I promised to repeat the exercise about 730 days later. Well, here we are. Wednesday, I headed for Cologne again (sorry for the delay).

I'd like to do some comparison between now and then. If it may gets a little confused at some points bear with me. This Photokina actually left me quite confused. Last time the Photokina was a colorful event and an exciting show.

This time not only the fair posters were dull and gray in comparison.

The one thing that struck me most was the incredible number of really big prints with outstanding image quality around everywhere ... and the fact that you couldn't tell anymore which camera was used to take them. Even prints of a pocketable compacts like Panny’s LX5 are just great nowadays. That should give one some thinking...

My feeling is that this year’s Photokina is some sort of a watershed for the photography industry. For the consumer electronics companies it all looks like paradise and they are almost euphoric. New consumers and consumption habits emerge. They don't carefully produce images with high end equipment for prints anymore but employ lifestyle devices to create audio-visual content, processed on the fly, that will be instantly uploaded to Facebook or Youtube. Wireless, of course. In 3D. GPS data included. HD resolution tops. That are just two megapixels, remember? Any device delivers that in much-better-than-needed quality these days.

The old and established companies like Canon, Nikon, Pentax or Olympus on the other hand where striving for the past 10-15 years to improve the image quality of their pretty conventional digital offers on a yearly basis from very little in the beginning to film quality level and way beyond. It was all about the Megapixel-Race (and some high ISO performance). Finally, they succeeded – and don't really know what to do next. They seem to me desperately searching for a way to go from here.

(D)SLR cameras where dominant for two reasons. They offered superior image quality due to larger sensors and better lenses and they offered more versatility due to all sorts of specialized equipment and accessories. But there came digital and with it outstanding image quality even with smaller sensor formats, electronic in camera correction of lens flaws and the ability to combine multiple shots with automated post processing to achieve most astonishing results.

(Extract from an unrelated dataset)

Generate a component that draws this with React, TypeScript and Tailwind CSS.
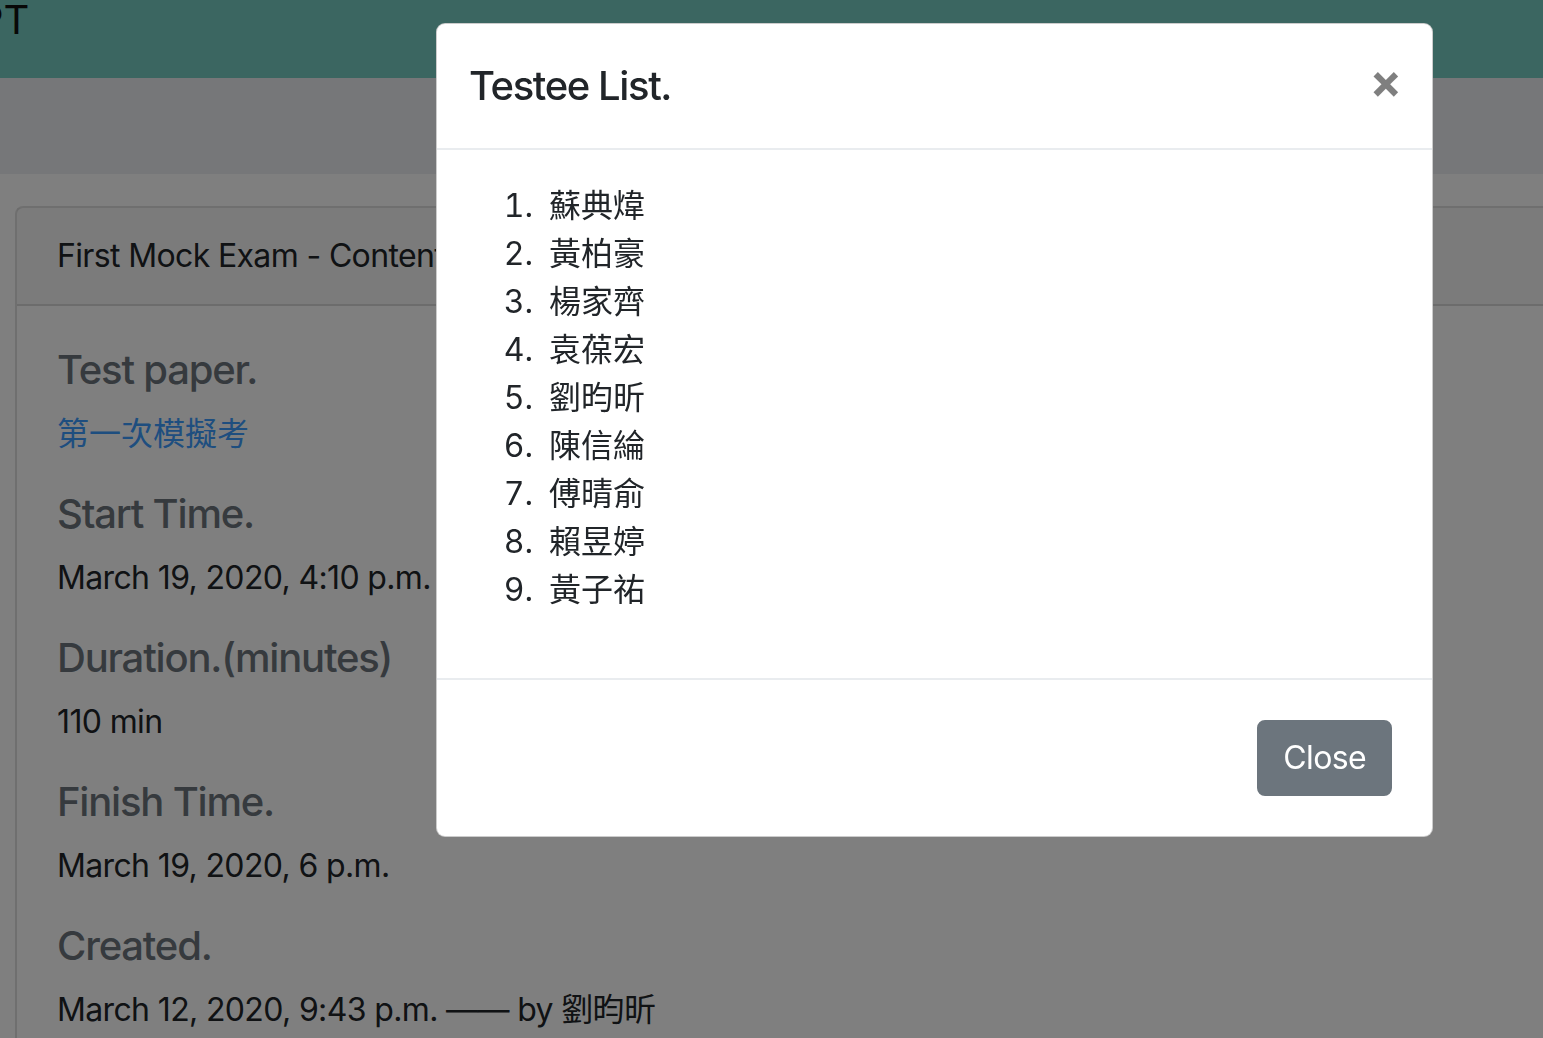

Today you neither need a tilt lens to expand depth of field nor fast glass to reduce it, tiny compacts can yield 14+ stops of dynamic range by internal HDRs and no shift lenses are required for perspective correction anymore. You don't carefully stitch panoramas, you just “sweep” them and a pocket camera can do dozens of frames per second with its electronic shutter. Honestly, people like us, with large and heavy cameras and a bag full of selected lenses are increasingly becoming dinosaurs. And so do the companies that supply us. Or they change.